The question participants left with is how to ensure that women have the power they need to positively influence household nutrition. The Landesa Center for Women’s Land Rights recently released an issue brief that holds part of the answer: secure rights to land.
Despite the fact that women perform over 40% of the world’s agricultural labor, they are often the main losers of the global food crisis. Because of their relative lack of power, women in food-insecure regions experience higher rates of malnutrition than men. In many of these regions, women experience discrimination starting from birth or even earlier until death. Women often lack the ability to make decisions about food consumption, income expenditure, and even which crops to grow. Even in food secure countries, there is often no relationship between women’s calorie-intake and nutrition and, in some countries, over 50% of pregnant women are anemic.
At the GCWA, participants discussed how decisions of intrahousehold dietary allocation and intake are extremely important to reducing malnutrition. The World Food Summit of 1996 defined food security as existing “when all people at all times have physical and economic access to sufficient, safe, nutritious food.” Often food security is perceived as just having access to sufficient calories, but what families need is access to a fully nutritious menu of food options. Research shows that while male farmers tend to focus on cash crops, women focus on growing crops that provide dietary diversity for the family.[v] When women have more power within the household to decide what to grow, the result is not just increased nutrition for women themselves but increased nutrition for the family in general.
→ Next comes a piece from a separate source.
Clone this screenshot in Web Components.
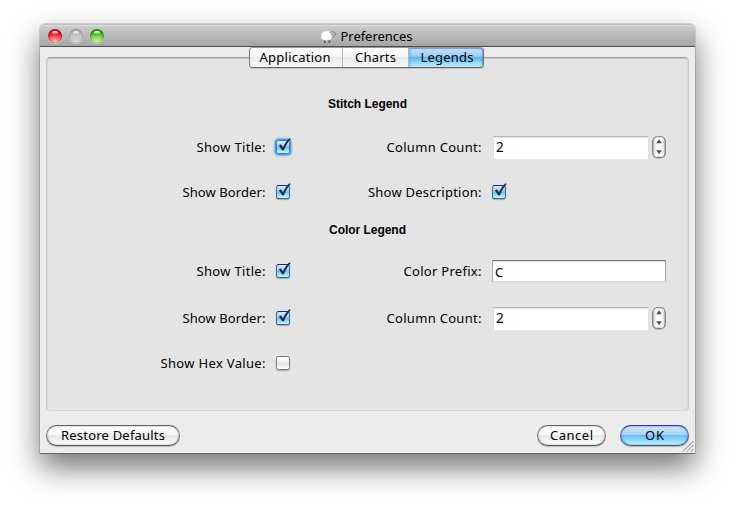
<!DOCTYPE html>
<html lang="en"><head><meta charset="utf-8"><title>Preferences</title>
<style>
body{margin:0;background:#fff;width:735px;height:508px;overflow:hidden;font:13px/20px "Noto Sans",sans-serif;color:#000}
</style></head><body>
<pref-window></pref-window>
<script>
const define=(name,html,setup)=>customElements.define(name,class extends HTMLElement{
  connectedCallback(){
    if(this.shadowRoot)return;
    const t=document.createElement('template');t.innerHTML=html;
    this.attachShadow({mode:'open'}).append(t.content.cloneNode(true));
    if(setup)setup(this);
  }
});

/* Text run tracked to an exact width given by the w attribute */
define('aqua-text',`<style>:host{display:inline-block;white-space:nowrap}span{display:inline-block}</style><span></span>`,el=>{
  const s=el.shadowRoot.querySelector('span');s.textContent=el.textContent;
  const w=+el.getAttribute('w');
  if(w){const d=(w-s.getBoundingClientRect().width)/(s.textContent.length-1);
    s.style.letterSpacing=d+'px';s.style.marginRight=-d+'px';}
});

define('traffic-light',`<style>
:host{display:block;width:14px;height:14px;border-radius:50%;box-sizing:border-box;position:relative;
 background:radial-gradient(ellipse 75% 60% at 50% 95%,var(--glow),transparent),linear-gradient(var(--a),var(--b) 60%);
 box-shadow:inset 0 1px 1.5px var(--rim),inset 0 0 1px 0 var(--rim),0 1px 0 #d0d0d0}
i{position:absolute;left:4px;top:2px;width:6px;height:3px;border-radius:50%;background:linear-gradient(#fff,#fff4)}
</style><i></i>`);

define('sheep-icon',`<style>:host{display:block;width:17px;height:14px;margin-top:2px}svg{display:block}</style>
<svg width="17" height="14" viewBox="0 0 17 14"><path d="M3.8 9v4h2V9M8.4 9v4h2V9" fill="#666"/>
<path d="M3 2.4C4 .9 6 1.2 7 1.6c1.5-.7 3.5-.4 4.2.8l.2 6c-1 1.8-2.6 1.8-3.6 1.5-1.7.8-3.4.5-4.2-.4C1.5 9.4.8 7.8 1.3 6.5.8 5 1.4 3 3 2.4z" fill="#fff" stroke="#e4e4e4" stroke-width=".5"/>
<path d="M9.5 2.3C12 1.5 14 1.8 16 3.1c.5.9-.2 1.4-.8 1.4l-1 1.7c-1 .8-2 .6-2.7-.2z" fill="#d8d8d8"/><path d="M9.3 2.3C12 1.4 14.2 1.9 15.9 3.2v1.2h-1L14 6.2l-1.6.6M11 4.1h4" fill="none" stroke="#777" stroke-width=".9"/></svg>`);

define('aqua-tab',`<style>
:host{display:flex;align-items:center;justify-content:center;box-sizing:border-box;height:19px;line-height:16px;padding-bottom:1px;border-right:1px solid #b5b5b5;border-radius:var(--r,0);background:linear-gradient(#fff,#f6f6f6 45%,#e9e9e9 50%,#fafafa)}
:host([selected]){border:0;background:linear-gradient(#c6e0f8,#9fd0f8 42%,#63b4f2 50%,#8fd3fc 75%,#c2f4ff);box-shadow:inset 0 1px #6668bd88,inset -1px 0 #4b68bf88,inset 2px 0 2px #4ba4eb66}
</style><slot></slot>`);

define('aqua-check',`<style>:host{display:block;width:14px;height:14px;position:relative}
.b{box-sizing:border-box;width:14px;height:14px;border:1px solid #777;border-radius:2.5px;background:linear-gradient(#fff,#f1f1f1 45%,#e5e5e5 52%,#fff);box-shadow:0 1px 1px #0004}
:host([checked]) .b{border-color:#25238d #3766a2 #456582;background:linear-gradient(#d5e9fa,#a5d2f6 42%,#6cb8f2 50%,#9bdcfd 75%,#c4f7ff)}
:host([focus]) .b{border-color:#3f78c4;box-shadow:0 0 1px 1px #4f9adb,0 0 2px 2px #82b5e2}
svg{position:absolute;left:0;top:-2px;display:none}:host([checked]) svg{display:block}
</style><div class="b"></div><svg width="16" height="16"><path d="M3 7.4l1.9-.8 2.1 2.9C8.6 6 11 2.6 13.2.6l1.3.3C11.8 4 9.5 7.8 7.7 12.2H6.3z" fill="#1c2c40" stroke="#1c2c40" stroke-width=".3"/></svg>`);

define('aqua-field',`<style>
:host{display:flex;align-items:center;box-sizing:border-box;width:174px;height:22px;background:#fff;border:1px solid #c9c9c9;border-top:1px solid #757575;border-left-color:#aaa;border-right-color:#aaa;border-bottom-color:#d9d9d9;padding:1px 0 0 2px;box-shadow:inset 0 1px #e2e2e2}
:host([plain]){width:156px;height:23px;border:solid #e0e0e0;border-width:1px 1px 0;border-top-color:#b9b9b9;padding:0 0 1px 2px;margin-left:1px;font-size:13.5px}
</style><slot></slot>`);

define('aqua-stepper',`<style>
:host{display:flex;gap:3px}
svg{display:block}
</style><aqua-field plain><slot></slot></aqua-field>
<svg width="14" height="23" viewBox="0 0 14 23"><defs><linearGradient id="g"><stop stop-color="#ccc"/><stop offset=".3" stop-color="#fff"/><stop offset=".7" stop-color="#fff"/><stop offset="1" stop-color="#ccc"/></linearGradient></defs>
<rect x=".8" y="1.5" width="12.4" height="20.8" rx="4.5" fill="none" stroke="#0003"/>
<rect x=".8" y=".8" width="12.4" height="20.6" rx="4.5" fill="url(#g)" stroke="#777" stroke-width="1.1"/>
<path d="M4.2 7.3L7 3.2l2.8 4.1zM4.2 14.2h5.6L7 18.2z" fill="#4d4d4d"/></svg>`);

define('aqua-button',`<style>
:host{display:flex;align-items:center;justify-content:center;box-sizing:border-box;height:21px;padding-bottom:2px;border:1px solid #666;border-color:#626262 #7d7d7d #555;border-radius:11px;
 background:linear-gradient(#fff,#f7f7f7 45%,#e6e6e6 52%,#fff);box-shadow:0 1px 1px #0003,inset 0 0 2px #0006}
:host([primary]){border-color:#3232a5 #4467b0 #45607d;background:linear-gradient(#d3e8fb,#a9d3f8 45%,#6fbdf8 50%,#92d8ff 75%,#c3fbff);box-shadow:0 1px 1px #0004,inset 0 0 2px #2370b9}
</style><slot></slot>`);

define('legend-panel',`<style>
:host{display:grid;box-sizing:border-box;width:643px;height:354px;margin:10px 0 0 6px;background:#e4e4e4;border:1px solid #c6c6c6;border-top:1px solid #a2a2a2;border-bottom-color:#d6d6d6;border-radius:4px;box-shadow:inset 0 1px #c5c5c5,inset 1px 0 #dadada,inset -1px 0 #dadada;
 grid-template-columns:218.5px 10.5px 40px 165.5px 10.5px 174px;grid-template-rows:20px 21px 24px 21px 24px 16px 20px 19px 24px 23px 24px 21px 24px;padding-top:36px;align-items:center}
h2{margin:0;font:bold 12px/20px "Liberation Sans",Arial,sans-serif;grid-column:1/7;width:79px;margin-left:281px}
h2.c{margin-left:282px}
.l{grid-column:1;justify-self:end}.m{grid-column:4;justify-self:end}
aqua-check{grid-column:3}.f{grid-column:6}
</style>
<h2 style="grid-row:1"><aqua-text w="79">Stitch Legend</aqua-text></h2>
<aqua-text class="l" w="69" style="grid-row:3">Show Title:</aqua-text><aqua-check checked focus style="grid-row:3"></aqua-check>
<aqua-text class="m" w="95" style="grid-row:3">Column Count:</aqua-text><aqua-stepper class="f" style="grid-row:3">2</aqua-stepper>
<aqua-text class="l" w="83" style="grid-row:5">Show Border:</aqua-text><aqua-check checked style="grid-row:5"></aqua-check>
<aqua-text class="m" w="113.5" style="grid-row:5">Show Description:</aqua-text><aqua-check class="f" checked style="grid-row:5"></aqua-check>
<h2 class="c" style="grid-row:7"><aqua-text w="77">Color Legend</aqua-text></h2>
<aqua-text class="l" w="69" style="grid-row:9">Show Title:</aqua-text><aqua-check checked style="grid-row:9"></aqua-check>
<aqua-text class="m" w="78" style="grid-row:9">Color Prefix:</aqua-text><aqua-field class="f" style="grid-row:9">C</aqua-field>
<aqua-text class="l" w="83" style="grid-row:11">Show Border:</aqua-text><aqua-check checked style="grid-row:11"></aqua-check>
<aqua-text class="m" w="95" style="grid-row:11">Column Count:</aqua-text><aqua-stepper class="f" style="grid-row:11">2</aqua-stepper>
<aqua-text class="l" w="105" style="grid-row:13">Show Hex Value:</aqua-text><aqua-check style="grid-row:13"></aqua-check>`);

define('pref-window',`<style>
:host{display:block;box-sizing:border-box;width:655px;height:429px;margin:24px 0 0 40px;background:#ececec;border-radius:5px 5px 0 0;position:relative;
 box-shadow:0 0 0 1px #00000020,0 1px 0 #777,0 14px 30px #00000090}
header{display:flex;align-items:center;height:23px;box-sizing:border-box;padding-left:8px;background:linear-gradient(#cecece,#a5a5a5);border-top:1px solid #c2c2c2;border-bottom:1px solid #4d4d4d;border-radius:5px 5px 0 0;box-shadow:inset 0 1px #dcdcdc}
.lights{display:flex;gap:7px;width:272px}
.red{--a:#b5101c;--b:#ff2030;--glow:#ffc4c0;--rim:#861018}
.grey{--a:#b2b2b2;--b:#c2c2c2;--glow:#dadada;--rim:#858585}
.green{--a:#35931c;--b:#62c93c;--glow:#d5ff97;--rim:#256a18}
header aqua-text{margin-left:3.5px}
.tabs{position:absolute;left:209px;top:23px;width:235px;height:21px;box-sizing:border-box;border:1px solid #777;border-top-color:#999;border-bottom-color:#666;border-radius:4px;display:grid;grid-template:19px/93px 66px 74px;box-shadow:0 1px #0002}
.tabs :first-child{--r:3px 0 0 3px}.tabs :last-child{--r:0 3px 3px 0}
.tabs aqua-text{margin-left:-2px}.tabs :nth-child(2) aqua-text{margin-left:0}.tabs :last-child aqua-text{margin-left:2px}
footer{display:flex;padding:14px 6px 0}
.grip{position:absolute;right:1px;bottom:1px}
</style>
<header><div class="lights"><traffic-light class="red"></traffic-light><traffic-light class="grey"></traffic-light><traffic-light class="green"></traffic-light></div>
<sheep-icon></sheep-icon><aqua-text w="72">Preferences</aqua-text></header>
<legend-panel></legend-panel>
<div class="tabs"><aqua-tab><aqua-text w="71">Application</aqua-text></aqua-tab><aqua-tab><aqua-text w="41">Charts</aqua-text></aqua-tab><aqua-tab selected><aqua-text w="53">Legends</aqua-text></aqua-tab></div>
<footer><aqua-button style="width:134px"><aqua-text w="104">Restore Defaults</aqua-text></aqua-button>
<aqua-button style="width:69px;margin-left:auto"><aqua-text w="43">Cancel</aqua-text></aqua-button>
<aqua-button primary style="width:69px;margin-left:14px"><aqua-text w="19">OK</aqua-text></aqua-button></footer>
<svg class="grip" width="12" height="12"><path d="M1 11.5L11.5 1M5 11.5L11.5 5M9 11.5L11.5 9" stroke="#777" stroke-width="1"/><path d="M2.3 11.5L11.5 2.3M6.3 11.5L11.5 6.3" stroke="#fff" stroke-width=".7"/></svg>`);
</script></body></html>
Similarly, when women decide what to consume, household nutrition improves. Women with greater influence over household decisions are more likely than men to make decisions that improve the household’s nutrition, as women who have control over household expenditures are more likely to spend that income on purchases that benefit the family. A World Bank report points out that “the income and resources that women control wield disproportionately strong effects on health and nutrition outcomes generally.”In fact, low-income female-headed households often exhibit better nutrition than higher-income male-headed households.